Interview – Tom de Ville

When we are children, our imaginations run wild, weaving in and out of fantasy worlds. A point in development we freely think of possibilities that are boundless, England’s Tom de Ville has been fortunate enough to live out those very dreams for a living. Fascinated by the macabre side of storytelling since a young age, de Ville has harnessed that interest into a successful career as a film and television writer. Written for series such as Urban Gothic, NBC’s Hannibal, and the 2014 film The Quiet Ones, he continues to work on his writings while eagerly pursuing work as a director. Recently writing and directing the delightful, Dark Fantasy short Corvidae, starring Game of Thrones’ Maisie Williams as the lead, the world of Horror and Fantasy are on the verge of seeing a shining new talent emerge. Taking the time to talk about his evolution in filmmaking, de Ville discusses what he has learned, his desire to direct films, plus more. – You have been involved in film and television as a writer for some time now. First, tell us, what inspired you to pursue a career in writing?

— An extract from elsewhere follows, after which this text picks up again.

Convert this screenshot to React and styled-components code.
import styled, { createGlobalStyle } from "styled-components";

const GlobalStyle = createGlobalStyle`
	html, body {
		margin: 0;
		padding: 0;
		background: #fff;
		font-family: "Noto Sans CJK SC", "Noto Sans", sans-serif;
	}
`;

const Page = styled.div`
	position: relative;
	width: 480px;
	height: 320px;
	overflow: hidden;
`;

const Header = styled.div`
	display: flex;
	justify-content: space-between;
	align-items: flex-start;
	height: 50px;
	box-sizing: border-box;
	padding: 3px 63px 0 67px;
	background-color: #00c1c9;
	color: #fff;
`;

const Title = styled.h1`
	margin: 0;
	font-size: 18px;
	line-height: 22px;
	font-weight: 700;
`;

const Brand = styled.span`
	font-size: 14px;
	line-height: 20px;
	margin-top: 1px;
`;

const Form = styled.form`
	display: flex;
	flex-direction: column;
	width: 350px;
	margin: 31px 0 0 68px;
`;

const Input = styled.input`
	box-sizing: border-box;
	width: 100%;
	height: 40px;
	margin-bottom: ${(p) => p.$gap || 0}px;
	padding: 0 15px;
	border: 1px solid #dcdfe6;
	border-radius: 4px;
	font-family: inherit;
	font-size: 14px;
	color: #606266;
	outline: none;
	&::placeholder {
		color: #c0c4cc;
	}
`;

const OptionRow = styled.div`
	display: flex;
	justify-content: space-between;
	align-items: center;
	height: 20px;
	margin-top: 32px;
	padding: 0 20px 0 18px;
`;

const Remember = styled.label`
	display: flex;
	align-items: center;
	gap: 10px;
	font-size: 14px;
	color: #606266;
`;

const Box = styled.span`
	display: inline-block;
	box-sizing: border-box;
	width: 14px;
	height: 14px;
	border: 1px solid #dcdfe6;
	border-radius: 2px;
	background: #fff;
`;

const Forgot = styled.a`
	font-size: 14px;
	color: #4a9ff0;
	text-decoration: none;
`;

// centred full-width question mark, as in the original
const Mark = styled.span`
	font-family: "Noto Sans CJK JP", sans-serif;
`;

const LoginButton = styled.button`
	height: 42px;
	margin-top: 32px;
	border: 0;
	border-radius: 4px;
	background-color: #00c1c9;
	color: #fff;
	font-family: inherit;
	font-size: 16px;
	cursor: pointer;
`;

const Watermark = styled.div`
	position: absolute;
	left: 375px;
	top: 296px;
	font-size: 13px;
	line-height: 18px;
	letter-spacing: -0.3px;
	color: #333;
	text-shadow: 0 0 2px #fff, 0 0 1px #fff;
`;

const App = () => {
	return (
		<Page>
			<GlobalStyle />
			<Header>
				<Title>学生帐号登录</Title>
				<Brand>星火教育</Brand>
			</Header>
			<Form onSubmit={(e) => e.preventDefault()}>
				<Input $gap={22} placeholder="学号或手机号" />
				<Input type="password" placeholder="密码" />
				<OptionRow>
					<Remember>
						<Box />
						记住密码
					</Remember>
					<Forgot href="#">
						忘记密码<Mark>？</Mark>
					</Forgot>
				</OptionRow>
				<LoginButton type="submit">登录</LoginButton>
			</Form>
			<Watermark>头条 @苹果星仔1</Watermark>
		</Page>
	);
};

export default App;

Tom de Ville – When I was a kid, I just really liked movies and stories. I would dream about Star Wars and Ghostbusters and the Raiders of the Lost Ark movies, and figure out which stories I would tell in those worlds. At some point I started picking up ‘Making of…’ magazines and books and they taught me that there were specific jobs you could do to make films, so I started trying to figure out which one I wanted to do. I was immediately drawn to directing, but when I was a kid, I couldn’t afford camera equipment. Instead, I picked up a notebook and a pen and started writing.

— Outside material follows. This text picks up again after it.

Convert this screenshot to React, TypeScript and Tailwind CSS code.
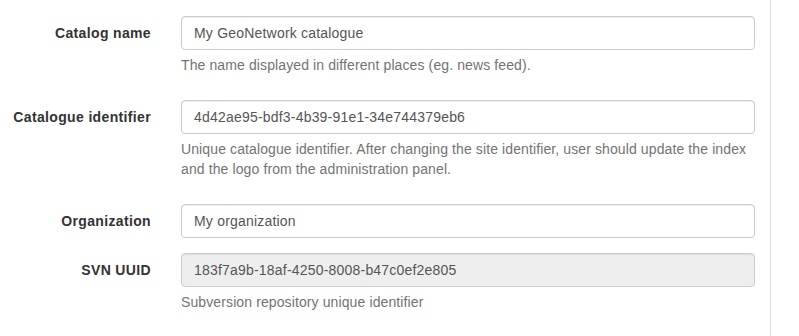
export default function App() {
  const fields = [
    {
      label: "Catalog name",
      value: "My GeoNetwork catalogue",
      help: "The name displayed in different places (eg. news feed).",
    },
    {
      label: "Catalogue identifier",
      value: "4d42ae95-bdf3-4b39-91e1-34e744379eb6",
      help: "Unique catalogue identifier. After changing the site identifier, user should update the index and the logo from the administration panel.",
    },
    { label: "Organization", value: "My organization" },
    {
      label: "SVN UUID",
      value: "183f7a9b-18af-4250-8008-b47c0ef2e805",
      help: "Subversion repository unique identifier",
      disabled: true,
    },
  ];

  return (
    <div className="min-h-screen bg-white flex font-['Liberation_Sans',Arial,sans-serif] text-[14px] leading-[20px] text-[#333]">
      <div className="w-[771px] shrink-0 border-r border-[#ddd] pt-4 h-[336px]">
        {fields.map((f) => (
          <div key={f.label} className="flex mb-[15px]">
            {/* label column */}
            <label className="w-[166px] shrink-0 pr-[15px] pt-[7px] text-right font-bold tracking-[0.35px]">
              {f.label}
            </label>
            <div className="flex-1 px-[15px]">
              <input
                readOnly
                disabled={f.disabled}
                value={f.value}
                className={
                  "block w-full h-[34px] px-3 py-[6px] border border-[#ccc] rounded-[4px] text-[#555] tracking-[0.2px] shadow-[inset_0_1px_1px_rgba(0,0,0,0.075)] outline-none " +
                  (f.disabled ? "bg-[#eee]" : "bg-white")
                }
              />
              {f.help && (
                <p className="mt-[5px] mb-[10px] text-[#737373] tracking-[0.11px]">{f.help}</p>
              )}
            </div>
          </div>
        ))}
      </div>
      <div className="flex-1" />
    </div>
  );
}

Lionsgate – Very interesting. It seems that passion has lead you to positive things. Of your writing credits, many are within the Horror and Fantasy genres. Do you enjoy working within these genres?

Tom de Ville – I love genre filmmaking full stop. In many ways it’s the purest form of filmmaking, because you’re not just writing a script and choosing your shots, you’re creating a whole new world for your story to inhabit. In other words, you get to keep on playing the imaginative games you played as a kid and hopefully bring in your crew and actors, and then an audience, to share the experience. There’s nothing like that when it goes well. – Absolutely, the possibilities are often limitless. You penned the screenplays behind such bigger-budget films such as 2014’s The Quiet Ones. How exciting was it for you to see your work reach such a large audience like that?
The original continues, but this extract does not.